Exercise instructions => Return, without pictures, the lines from the start of the data through the one that contains "</style></head><body>".

··· Data provided

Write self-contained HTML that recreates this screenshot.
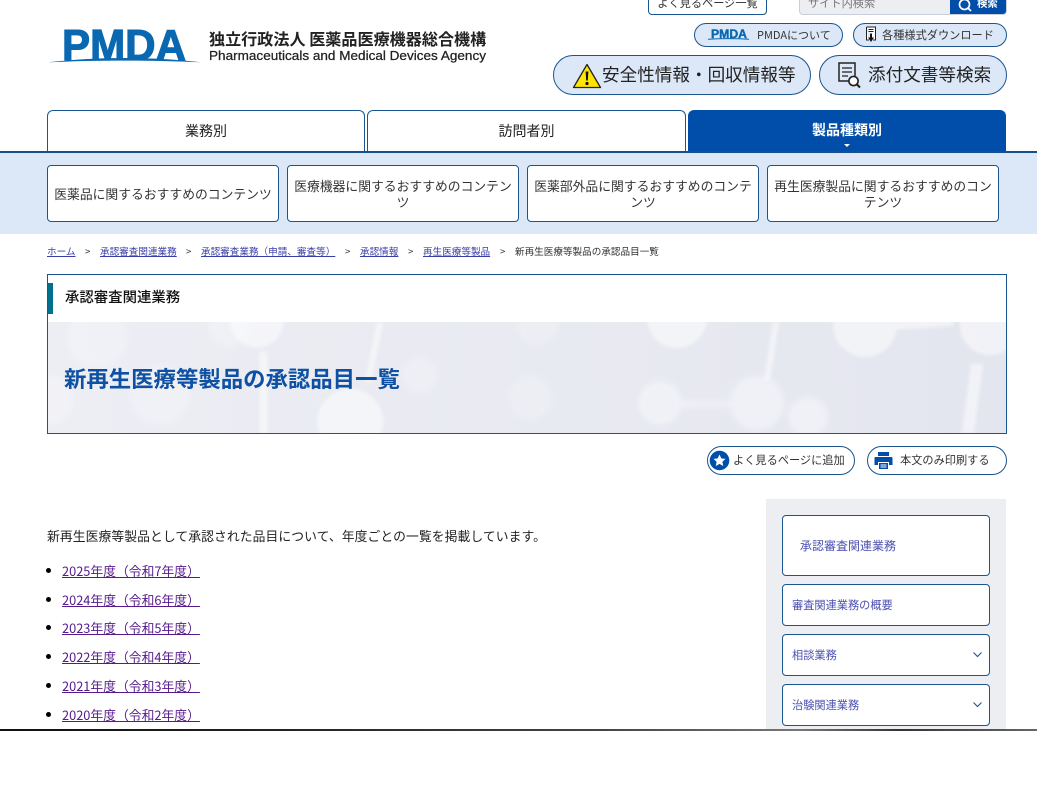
<!DOCTYPE html>
<html lang="ja"><head><meta charset="utf-8"><title>新再生医療等製品の承認品目一覧</title>
<style>
html,body{margin:0;padding:0;background:#fff}
body{width:1056px;height:800px;overflow:hidden;position:relative;font-family:"Noto Sans CJK JP","Liberation Sans",sans-serif;color:#222}
.a{position:absolute;box-sizing:border-box}
.c{display:flex;align-items:center;justify-content:center;text-align:center}
.b{border:1px solid #1a5590;border-radius:4px;background:#fff}
.p{border:1px solid #1a5590;background:#dce8f7}
.t{position:absolute;white-space:nowrap}
.sub{font-size:12.8px;line-height:16px;color:#333;padding:0 6px}
.sd{font-size:11.2px;color:#4a4fb0;display:flex;align-items:center;padding-left:9px}
.li{left:62px;font-size:12.8px;line-height:18px;color:#551a8b;text-decoration:underline;white-space:nowrap}
.dot{position:absolute;left:46px;width:5px;height:5px;border-radius:50%;background:#000}
.bc{top:244px;font-size:9.6px;line-height:14px;white-space:nowrap;color:#3a3fa8;text-decoration:underline}
.gt{top:244px;font-size:9.6px;line-height:14px;color:#333}
</style></head><body>

<!-- logo -->
<svg class="a" style="left:46px;top:24px" width="158" height="42" viewBox="0 0 158 42">
<text x="16" y="36" font-family="Liberation Sans" font-weight="700" font-size="43.5" fill="#0a68b1" stroke="#0a68b1" stroke-width="1.1" textLength="124" lengthAdjust="spacingAndGlyphs">PMDA</text>
<path d="M2 38.300C50 32.500 108 32.500 155 38.300C108 36 50 36 2 38.300Z" fill="#0a68b1"/>
</svg>
<div class="t" style="left:209px;top:28px;font-size:16.1px;line-height:20px;font-weight:700;color:#222">独立行政法人 医薬品医療機器総合機構</div>
<svg class="a" style="left:209px;top:47px" width="280" height="18" viewBox="0 0 280 18"><text x="0" y="13" font-family="Liberation Sans" font-size="12.500" fill="#222" stroke="#222" stroke-width=".25" textLength="277" lengthAdjust="spacingAndGlyphs">Pharmaceuticals and Medical Devices Agency</text></svg>

<!-- top row -->
<div class="a c b" style="left:648px;top:-10px;width:119px;height:25px;font-size:11.2px;color:#333">よく見るページ一覧</div>
<div class="a" style="left:799px;top:-10px;width:208px;height:25px;background:#eceef2;border:1px solid #c8cfdb;border-radius:4px;overflow:hidden">
 <div class="t" style="left:8px;top:2px;font-size:11.2px;line-height:20px;color:#777">サイト内検索</div>
 <div class="a" style="left:150px;top:-1px;width:58px;height:26px;background:#004ea9"></div>
 <svg class="a" style="left:157px;top:6px" width="16" height="16" viewBox="0 0 16 16"><circle cx="7.500" cy="7.500" r="5" fill="none" stroke="#fff" stroke-width="1.700"/><path d="M11 11l3 3" stroke="#fff" stroke-width="1.800"/></svg>
 <div class="t" style="left:177px;top:3px;font-size:10.4px;line-height:18px;font-weight:700;color:#fff">検索</div>
</div>

<!-- small pills -->
<div class="a p" style="left:694px;top:23px;width:149px;height:24px;border-radius:12px"></div>
<svg class="a" style="left:708px;top:27px" width="44" height="15" viewBox="0 0 44 15">
<text x="3" y="11" font-family="Liberation Sans" font-weight="700" font-size="12" fill="#0a68b1" stroke="#0a68b1" stroke-width=".4" textLength="36" lengthAdjust="spacingAndGlyphs">PMDA</text>
<path d="M0 12.300C14 11.400 28 11.400 41 12.300" stroke="#0a68b1" stroke-width="1" fill="none"/></svg>
<div class="t" style="left:757px;top:27px;font-size:11px;line-height:16px;color:#333">PMDAについて</div>

<div class="a p" style="left:853px;top:23px;width:154px;height:24px;border-radius:12px"></div>
<svg class="a" style="left:864px;top:26px" width="14" height="18" viewBox="0 0 14 18"><path d="M2.500 1h9v13h-2.500M5 14H2.500V1" fill="#fff" stroke="#222" stroke-width="1"/><path d="M4.500 3.500h5M4.500 5.500h5" stroke="#222"/><path d="M6 7.500h2v4h2L7 16l-3-4.500h2z" fill="#111"/></svg>
<div class="t" style="left:882px;top:27px;font-size:11.2px;line-height:16px;color:#333">各種様式ダウンロード</div>

<!-- large pills -->
<div class="a p" style="left:553px;top:55px;width:258px;height:40px;border-radius:20px"></div>
<svg class="a" style="left:572px;top:63px" width="30" height="26" viewBox="0 0 30 26"><path d="M15 1.500L28.500 24.500H1.500Z" fill="#ffe500" stroke="#222" stroke-width="1.300" stroke-linejoin="round"/><path d="M13.600 8.500h2.800l-.6 9h-1.600z" fill="#111"/><circle cx="15" cy="20.500" r="1.600" fill="#111"/></svg>
<div class="t" style="left:602px;top:62px;font-size:17.6px;line-height:25px;color:#222">安全性情報・回収情報等</div>

<div class="a p" style="left:819px;top:55px;width:188px;height:40px;border-radius:20px"></div>
<svg class="a" style="left:836px;top:61px" width="26" height="28" viewBox="0 0 26 28"><path d="M16 20H3V2h16v13" fill="none" stroke="#222" stroke-width="1.500"/><path d="M6 7h10M6 11h10M6 15h6" stroke="#222" stroke-width="1.300"/><circle cx="17.500" cy="20" r="4.600" fill="#fff" stroke="#222" stroke-width="1.600"/><path d="M21 23.500l3 3" stroke="#222" stroke-width="2"/></svg>
<div class="t" style="left:868px;top:62px;font-size:17.6px;line-height:25px;color:#222">添付文書等検索</div>

<!-- tabs -->
<div class="a c" style="left:47px;top:110px;width:318px;height:42px;padding-bottom:2px;background:#fff;border:1px solid #1a5590;border-bottom:0;border-radius:6px 6px 0 0;font-size:14px;color:#222">業務別</div>
<div class="a c" style="left:367px;top:110px;width:319px;height:42px;padding-bottom:2px;background:#fff;border:1px solid #1a5590;border-bottom:0;border-radius:6px 6px 0 0;font-size:14px;color:#222">訪問者別</div>
<div class="a c" style="left:688px;top:110px;width:318px;height:42px;padding-bottom:2px;background:#004ea9;border-radius:6px 6px 0 0;font-size:14px;font-weight:700;color:#fff">製品種類別</div>
<div class="a" style="left:844px;top:144px;width:0;height:0;border:3px solid transparent;border-top:3px solid #fff;border-bottom:0"></div>

<!-- sub nav -->
<div class="a" style="left:0;top:151px;width:1037px;height:83px;background:#dce8f7;border-top:2px solid #14508c"></div>
<div class="a c b sub" style="left:47px;top:165px;width:232px;height:57px">医薬品に関するおすすめのコンテンツ</div>
<div class="a c b sub" style="left:287px;top:165px;width:232px;height:57px">医療機器に関するおすすめのコンテン<br>ツ</div>
<div class="a c b sub" style="left:527px;top:165px;width:232px;height:57px">医薬部外品に関するおすすめのコンテ<br>ンツ</div>
<div class="a c b sub" style="left:767px;top:165px;width:232px;height:57px">再生医療製品に関するおすすめのコン<br>テンツ</div>

<!-- breadcrumb -->
<div class="a bc" style="left:47px">ホーム</div><div class="a gt" style="left:85px">&gt;</div>
<div class="a bc" style="left:100px">承認審査関連業務</div><div class="a gt" style="left:186px">&gt;</div>
<div class="a bc" style="left:201px">承認審査業務（申請、審査等）</div><div class="a gt" style="left:345px">&gt;</div>
<div class="a bc" style="left:360px">承認情報</div><div class="a gt" style="left:408px">&gt;</div>
<div class="a bc" style="left:423px">再生医療等製品</div><div class="a gt" style="left:500px">&gt;</div>
<div class="a t" style="left:515px;top:244px;font-size:9.6px;line-height:14px;color:#333">新再生医療等製品の承認品目一覧</div>

<!-- title box -->
<div class="a" style="left:47px;top:274px;width:960px;height:160px;background:#fff;border:1px solid #1a5590;overflow:hidden">
 <div class="a" style="left:-1px;top:8px;width:6px;height:31px;background:#00708f"></div>
 <div class="t" style="left:17px;top:11px;font-size:14.4px;line-height:22px;font-weight:500;color:#111">承認審査関連業務</div>
 <svg class="a" style="left:0;top:47px" width="958" height="111" viewBox="0 0 958 111">
  <defs><linearGradient id="g" x1="0" x2="1" y1="0" y2="0"><stop offset="0" stop-color="#edeef4"/><stop offset="1" stop-color="#e4e6ef"/></linearGradient>
  <filter id="f"><feGaussianBlur stdDeviation="3"/></filter><filter id="f2"><feGaussianBlur stdDeviation="1.500"/></filter></defs>
  <rect width="958" height="111" fill="url(#g)"/>
  <g fill="#fff" opacity=".22" filter="url(#f)">
   <circle cx="2" cy="78" r="24"/><circle cx="49" cy="16" r="30"/><circle cx="112" cy="73" r="30"/>
   <circle cx="372" cy="53" r="18"/><circle cx="482" cy="76" r="22"/><circle cx="489" cy="0" r="22"/>
   <circle cx="180" cy="5" r="20"/>
  </g>
  <g fill="#fff" opacity=".4" filter="url(#f)">
   <circle cx="612" cy="81" r="22"/><circle cx="709" cy="81" r="27"/><circle cx="760" cy="95" r="20"/>
   <path d="M632 79h58v6h-58z"/>
  </g>
  <g fill="#fff" opacity=".5" filter="url(#f2)">
   <circle cx="209" cy="-2" r="27"/><circle cx="302" cy="100" r="33"/>
   <circle cx="817" cy="3" r="32"/><circle cx="942" cy="3" r="30"/>
   <path d="M212 30h7v81h-7zM329 0h6l-12 60h-6zM725 0h6l-9 58h-6zM845 -4h60v8l-60 4zM923 42h12l-9 69h-12zM629 -34a30 30 0 1 0 .1 0z"/>
  </g>
 </svg>
 <div class="t" style="left:16px;top:86px;font-size:22.4px;line-height:34px;font-weight:700;color:#0e51a3">新再生医療等製品の承認品目一覧</div>
</div>

<!-- action buttons -->
<div class="a" style="left:707px;top:446px;width:148px;height:29px;border:1px solid #1a5590;border-radius:15px;background:#fff"></div>
<svg class="a" style="left:709px;top:449px" width="21" height="23" viewBox="0 0 21 23"><circle cx="10.500" cy="11.500" r="9.800" fill="#004ea9"/><path d="M10.500 5.500l1.800 3.900 4.200.5-3.100 2.900.8 4.200-3.700-2.100-3.700 2.100.8-4.200-3.100-2.900 4.200-.5z" fill="#fff"/></svg>
<div class="t" style="left:733px;top:452px;font-size:11.2px;line-height:17px;color:#333">よく見るページに追加</div>
<div class="a" style="left:867px;top:446px;width:140px;height:29px;border:1px solid #1a5590;border-radius:15px;background:#fff"></div>
<svg class="a" style="left:874px;top:451px" width="19" height="19" viewBox="0 0 19 19"><path d="M4 1h11v4H4zM1.500 6h16a1 1 0 0 1 1 1v7h-3.500v-3H4v3H.5V7a1 1 0 0 1 1-1zM5 12h9v6H5z" fill="#004ea9"/><path d="M6.500 14h6M6.500 16h6" stroke="#fff" stroke-width=".9"/></svg>
<div class="t" style="left:900px;top:452px;font-size:11.2px;line-height:17px;color:#333">本文のみ印刷する</div>

<!-- body -->
<div class="t" style="left:47px;top:526px;font-size:12.8px;line-height:20px;letter-spacing:.08px;color:#222">新再生医療等製品として承認された品目について、年度ごとの一覧を掲載しています。</div>
<div class="dot" style="top:568px"></div><div class="a li" style="top:562px">2025年度（令和7年度）</div>
<div class="dot" style="top:597px"></div><div class="a li" style="top:591px">2024年度（令和6年度）</div>
<div class="dot" style="top:625px"></div><div class="a li" style="top:619px">2023年度（令和5年度）</div>
<div class="dot" style="top:654px"></div><div class="a li" style="top:648px">2022年度（令和4年度）</div>
<div class="dot" style="top:683px"></div><div class="a li" style="top:677px">2021年度（令和3年度）</div>
<div class="dot" style="top:712px"></div><div class="a li" style="top:706px">2020年度（令和2年度）</div>

<!-- sidebar -->
<div class="a" style="left:766px;top:499px;width:240px;height:240px;background:#eceef2"></div>
<div class="a b sd" style="left:782px;top:515px;width:208px;height:61px;font-size:12px;padding-left:17px">承認審査関連業務</div>
<div class="a b sd" style="left:782px;top:584px;width:208px;height:42px">審査関連業務の概要</div>
<div class="a b sd" style="left:782px;top:634px;width:208px;height:42px">相談業務</div>
<svg class="a" style="left:972px;top:651px" width="11" height="8" viewBox="0 0 11 8"><path d="M1.500 1.500l4 4 4-4" fill="none" stroke="#2a5a9a" stroke-width="1.200"/></svg>
<div class="a b sd" style="left:782px;top:684px;width:208px;height:42px">治験関連業務</div>
<svg class="a" style="left:972px;top:701px" width="11" height="8" viewBox="0 0 11 8"><path d="M1.500 1.500l4 4 4-4" fill="none" stroke="#2a5a9a" stroke-width="1.200"/></svg>

<!-- cut-off -->
<div class="a" style="left:0;top:730px;width:1056px;height:70px;background:#fff"></div>
<div class="a" style="left:0;top:729px;width:1037px;height:2px;background:linear-gradient(90deg,#111 0,#222 270px,#444 600px,#777 800px,#333 900px,#666 1037px)"></div>
</body></html>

······

Written solution =>
Write self-contained HTML that recreates this screenshot.
<!DOCTYPE html>
<html lang="ja"><head><meta charset="utf-8"><title>新再生医療等製品の承認品目一覧</title>
<style>
html,body{margin:0;padding:0;background:#fff}
body{width:1056px;height:800px;overflow:hidden;position:relative;font-family:"Noto Sans CJK JP","Liberation Sans",sans-serif;color:#222}
.a{position:absolute;box-sizing:border-box}
.c{display:flex;align-items:center;justify-content:center;text-align:center}
.b{border:1px solid #1a5590;border-radius:4px;background:#fff}
.p{border:1px solid #1a5590;background:#dce8f7}
.t{position:absolute;white-space:nowrap}
.sub{font-size:12.8px;line-height:16px;color:#333;padding:0 6px}
.sd{font-size:11.2px;color:#4a4fb0;display:flex;align-items:center;padding-left:9px}
.li{left:62px;font-size:12.8px;line-height:18px;color:#551a8b;text-decoration:underline;white-space:nowrap}
.dot{position:absolute;left:46px;width:5px;height:5px;border-radius:50%;background:#000}
.bc{top:244px;font-size:9.6px;line-height:14px;white-space:nowrap;color:#3a3fa8;text-decoration:underline}
.gt{top:244px;font-size:9.6px;line-height:14px;color:#333}
</style></head><body>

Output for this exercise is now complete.